A practical starting point is to review historical sales. Look at sales by day, hour, menu item, order channel, and season. This helps identify patterns such as busy weekends, slow lunch periods, stronger delivery nights, high-demand menu items, and seasonal changes. Once these patterns are clear, owners can begin using them to guide future decisions.
Next, restaurant owners should connect forecasts to daily operations. A sales forecast is only useful if it helps the restaurant plan better. For example, if the forecast shows higher demand on Friday night, managers can schedule more staff, increase prep, order more high-use ingredients, and prepare for faster service. If the forecast shows a slower weekday, the restaurant can reduce prep, adjust labor, and avoid overordering.
A simple way to begin is by focusing on three areas -
1. Sales forecasting - Estimate expected sales by day, shift, and order channel. This helps owners prepare for busy and slow periods.
2. Inventory planning - Use expected sales to decide how much food to order and prep.

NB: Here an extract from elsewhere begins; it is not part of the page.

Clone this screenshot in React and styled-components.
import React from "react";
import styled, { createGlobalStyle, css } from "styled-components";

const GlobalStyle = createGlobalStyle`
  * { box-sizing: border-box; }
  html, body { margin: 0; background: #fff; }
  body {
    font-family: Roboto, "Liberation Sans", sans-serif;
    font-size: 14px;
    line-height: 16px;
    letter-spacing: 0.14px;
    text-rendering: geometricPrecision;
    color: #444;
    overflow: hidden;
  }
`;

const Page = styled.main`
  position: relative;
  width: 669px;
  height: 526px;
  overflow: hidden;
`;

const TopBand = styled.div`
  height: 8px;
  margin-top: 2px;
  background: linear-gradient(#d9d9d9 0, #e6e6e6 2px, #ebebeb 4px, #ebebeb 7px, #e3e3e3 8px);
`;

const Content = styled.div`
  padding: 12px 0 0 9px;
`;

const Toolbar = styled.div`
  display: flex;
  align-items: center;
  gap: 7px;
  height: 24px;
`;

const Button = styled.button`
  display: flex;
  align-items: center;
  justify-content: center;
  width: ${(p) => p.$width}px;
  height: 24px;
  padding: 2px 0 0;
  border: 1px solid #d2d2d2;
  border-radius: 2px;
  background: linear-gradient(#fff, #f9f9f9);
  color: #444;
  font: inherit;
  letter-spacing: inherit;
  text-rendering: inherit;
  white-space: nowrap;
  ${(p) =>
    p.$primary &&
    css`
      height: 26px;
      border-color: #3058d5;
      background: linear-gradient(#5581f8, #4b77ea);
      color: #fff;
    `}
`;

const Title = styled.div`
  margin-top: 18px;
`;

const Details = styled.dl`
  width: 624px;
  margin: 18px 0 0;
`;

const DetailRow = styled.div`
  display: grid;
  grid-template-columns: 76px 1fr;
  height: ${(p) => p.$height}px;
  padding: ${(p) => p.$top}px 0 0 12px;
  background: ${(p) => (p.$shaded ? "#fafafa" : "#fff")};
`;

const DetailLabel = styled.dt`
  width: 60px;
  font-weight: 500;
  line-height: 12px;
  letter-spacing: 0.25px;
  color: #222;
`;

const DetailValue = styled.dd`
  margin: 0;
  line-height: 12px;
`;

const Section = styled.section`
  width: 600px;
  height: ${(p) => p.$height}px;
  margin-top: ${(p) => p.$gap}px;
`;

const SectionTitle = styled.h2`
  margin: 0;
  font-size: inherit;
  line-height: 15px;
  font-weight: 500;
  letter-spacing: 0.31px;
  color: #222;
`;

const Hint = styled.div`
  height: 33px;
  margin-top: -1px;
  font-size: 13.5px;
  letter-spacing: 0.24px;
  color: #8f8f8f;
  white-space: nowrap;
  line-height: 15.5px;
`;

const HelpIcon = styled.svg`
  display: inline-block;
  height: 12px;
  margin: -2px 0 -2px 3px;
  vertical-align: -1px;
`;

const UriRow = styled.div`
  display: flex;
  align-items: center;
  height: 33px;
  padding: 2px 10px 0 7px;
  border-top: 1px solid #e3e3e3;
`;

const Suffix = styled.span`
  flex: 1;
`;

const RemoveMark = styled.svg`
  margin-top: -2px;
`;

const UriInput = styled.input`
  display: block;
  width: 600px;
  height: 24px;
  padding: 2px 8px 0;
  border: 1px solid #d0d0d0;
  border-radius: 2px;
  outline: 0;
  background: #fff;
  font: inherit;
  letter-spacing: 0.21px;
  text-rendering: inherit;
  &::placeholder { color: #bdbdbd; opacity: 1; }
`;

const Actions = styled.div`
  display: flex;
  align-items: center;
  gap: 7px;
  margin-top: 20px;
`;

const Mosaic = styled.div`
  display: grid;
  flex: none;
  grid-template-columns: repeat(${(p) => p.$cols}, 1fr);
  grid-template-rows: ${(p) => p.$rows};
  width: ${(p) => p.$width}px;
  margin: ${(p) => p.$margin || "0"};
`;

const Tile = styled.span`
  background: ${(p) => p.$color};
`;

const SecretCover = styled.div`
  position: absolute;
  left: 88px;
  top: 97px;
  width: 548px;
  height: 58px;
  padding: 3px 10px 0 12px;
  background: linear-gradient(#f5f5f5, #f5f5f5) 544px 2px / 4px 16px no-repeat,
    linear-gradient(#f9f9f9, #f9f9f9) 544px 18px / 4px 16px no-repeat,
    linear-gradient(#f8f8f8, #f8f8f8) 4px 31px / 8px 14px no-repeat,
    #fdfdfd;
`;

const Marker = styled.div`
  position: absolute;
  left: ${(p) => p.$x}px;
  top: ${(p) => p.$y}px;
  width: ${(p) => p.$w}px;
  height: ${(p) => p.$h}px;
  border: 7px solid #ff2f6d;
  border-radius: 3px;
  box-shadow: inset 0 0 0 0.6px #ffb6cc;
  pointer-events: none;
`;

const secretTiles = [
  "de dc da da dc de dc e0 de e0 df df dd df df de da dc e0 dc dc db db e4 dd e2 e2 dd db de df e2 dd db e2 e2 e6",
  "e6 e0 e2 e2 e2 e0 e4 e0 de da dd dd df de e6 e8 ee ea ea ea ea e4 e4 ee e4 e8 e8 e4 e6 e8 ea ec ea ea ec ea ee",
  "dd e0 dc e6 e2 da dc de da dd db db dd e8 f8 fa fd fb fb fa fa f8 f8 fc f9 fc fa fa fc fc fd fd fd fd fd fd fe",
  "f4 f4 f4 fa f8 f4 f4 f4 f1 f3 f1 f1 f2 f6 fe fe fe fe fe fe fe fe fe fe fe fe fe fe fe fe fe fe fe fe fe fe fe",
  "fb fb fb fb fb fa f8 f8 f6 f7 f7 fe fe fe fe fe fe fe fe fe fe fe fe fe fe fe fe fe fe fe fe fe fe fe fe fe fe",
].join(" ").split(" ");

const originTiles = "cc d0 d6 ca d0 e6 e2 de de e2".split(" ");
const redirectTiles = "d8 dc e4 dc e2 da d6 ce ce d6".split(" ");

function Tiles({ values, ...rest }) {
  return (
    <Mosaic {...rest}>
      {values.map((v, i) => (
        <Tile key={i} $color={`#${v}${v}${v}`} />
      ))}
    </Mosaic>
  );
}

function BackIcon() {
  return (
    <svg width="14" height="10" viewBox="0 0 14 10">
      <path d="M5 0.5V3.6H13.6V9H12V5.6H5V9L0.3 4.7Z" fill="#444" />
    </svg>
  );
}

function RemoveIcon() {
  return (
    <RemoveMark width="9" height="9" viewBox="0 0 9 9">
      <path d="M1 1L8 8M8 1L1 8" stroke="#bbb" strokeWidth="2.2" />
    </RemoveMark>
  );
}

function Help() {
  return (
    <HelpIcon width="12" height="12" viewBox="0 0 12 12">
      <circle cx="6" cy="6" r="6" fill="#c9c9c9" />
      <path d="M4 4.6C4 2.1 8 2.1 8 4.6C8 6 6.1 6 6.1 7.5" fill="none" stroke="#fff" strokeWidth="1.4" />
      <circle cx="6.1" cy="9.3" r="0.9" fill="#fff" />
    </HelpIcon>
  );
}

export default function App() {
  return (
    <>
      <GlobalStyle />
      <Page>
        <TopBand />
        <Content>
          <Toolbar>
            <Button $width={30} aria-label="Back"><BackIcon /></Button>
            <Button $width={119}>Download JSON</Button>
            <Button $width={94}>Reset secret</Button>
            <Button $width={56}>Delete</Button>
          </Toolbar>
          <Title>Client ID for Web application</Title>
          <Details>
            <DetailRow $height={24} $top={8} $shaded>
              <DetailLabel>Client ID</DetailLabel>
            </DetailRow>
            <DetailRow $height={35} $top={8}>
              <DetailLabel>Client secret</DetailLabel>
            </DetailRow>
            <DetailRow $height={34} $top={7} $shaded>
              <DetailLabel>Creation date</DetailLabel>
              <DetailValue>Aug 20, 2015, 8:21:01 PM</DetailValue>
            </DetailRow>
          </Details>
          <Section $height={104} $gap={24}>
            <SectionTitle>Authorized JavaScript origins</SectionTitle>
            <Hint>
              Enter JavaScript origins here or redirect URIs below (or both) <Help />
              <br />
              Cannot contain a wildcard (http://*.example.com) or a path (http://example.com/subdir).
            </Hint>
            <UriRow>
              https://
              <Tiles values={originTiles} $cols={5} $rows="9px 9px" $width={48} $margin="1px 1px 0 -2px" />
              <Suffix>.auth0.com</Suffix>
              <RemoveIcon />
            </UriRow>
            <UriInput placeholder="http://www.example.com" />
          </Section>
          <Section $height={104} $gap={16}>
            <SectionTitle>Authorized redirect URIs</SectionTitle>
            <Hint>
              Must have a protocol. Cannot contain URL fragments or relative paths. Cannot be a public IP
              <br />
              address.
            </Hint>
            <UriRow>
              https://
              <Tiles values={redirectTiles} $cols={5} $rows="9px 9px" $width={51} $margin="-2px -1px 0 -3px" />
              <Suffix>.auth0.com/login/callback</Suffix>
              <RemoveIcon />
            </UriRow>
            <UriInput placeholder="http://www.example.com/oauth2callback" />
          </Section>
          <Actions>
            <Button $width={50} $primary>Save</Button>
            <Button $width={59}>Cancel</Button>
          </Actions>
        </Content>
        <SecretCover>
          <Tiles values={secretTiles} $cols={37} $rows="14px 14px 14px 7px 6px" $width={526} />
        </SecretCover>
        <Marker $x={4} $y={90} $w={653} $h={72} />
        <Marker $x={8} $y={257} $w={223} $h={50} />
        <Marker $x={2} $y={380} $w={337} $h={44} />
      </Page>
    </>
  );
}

This helps reduce waste, stockouts, and last-minute purchases.
3. Labor scheduling - Build schedules around expected traffic instead of habit. This helps control labor costs while protecting service quality.
Restaurant owners should also track forecast accuracy. After each week, compare the forecast to actual results. If the restaurant expected 300 orders but received 240, the owner can review what changed. Weather, promotions, local events, staffing issues, or customer behavior may explain the difference. This review helps improve future forecasts.
The best approach is to start small and improve over time. A restaurant does not need perfect predictions to benefit from predictive analytics. Even a modest improvement in forecasting can help reduce waste, improve scheduling, avoid stockouts, and protect profit margins. For owners, the goal is simple - use data to make better decisions before the next shift begins.